Seymour Schulich’s annual scholarship dubbed 'the Stanley Cup of classical music'
When McGill University patron Seymour Schulich decided to offer a unique golden violin as a scholarship prize to promising McGill string players, he hoped the award would be seen as 'the Stanley Cup of classical music.'
The Toronto businessman got his wish, and McGill viola player and doctoral student Lambert Chen happily accepted the prize, in a ceremony January 28 in Toronto’s hallowed Hockey Hall of Fame. The Golden Violin, a full-size, Swiss-made replica made of pewter and gold plate, was presented onstage alongside none other than Lord Stanley’s Cup itself.
The 27-year-old Chen, a native of Taiwan, is completing his doctorate in music performance and plays with the Godonov Quartet. He is the second recipient of the Golden Violin award, which includes an annual scholarship of $20,000.

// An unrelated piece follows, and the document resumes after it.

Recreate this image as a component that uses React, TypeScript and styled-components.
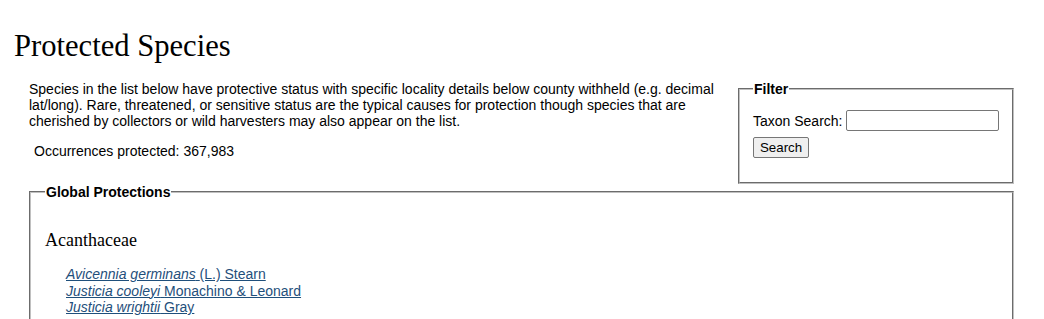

The 2006 recipient, violin player Emmanuel Vukovich, led the Schulich Chamber Players in a performance of Vivaldi’s Four Seasons at this year’s award ceremony.
The Golden Violin Award is given annually to a top McGill string player who is close to completing studies and poised for a successful performing career. While the violin itself remains on display in McGill’s Marvin Duchow Music Library, the award includes an annual scholarship of $20,000, the largest privately funded music scholarship in Canada.
Seymour Schulich is co-founder of Franco-Nevada Mining Corporation and Chairman of Newmont Capital Limited. He is also the author of the recent best-seller: Get Smarter, Life and Business Lessons. He earned an MBA from McGill in 1965.
McGill’s music faculty was renamed the Schulich School of Music in 2005 in recognition of Seymour Schulich’s gift of $20 million.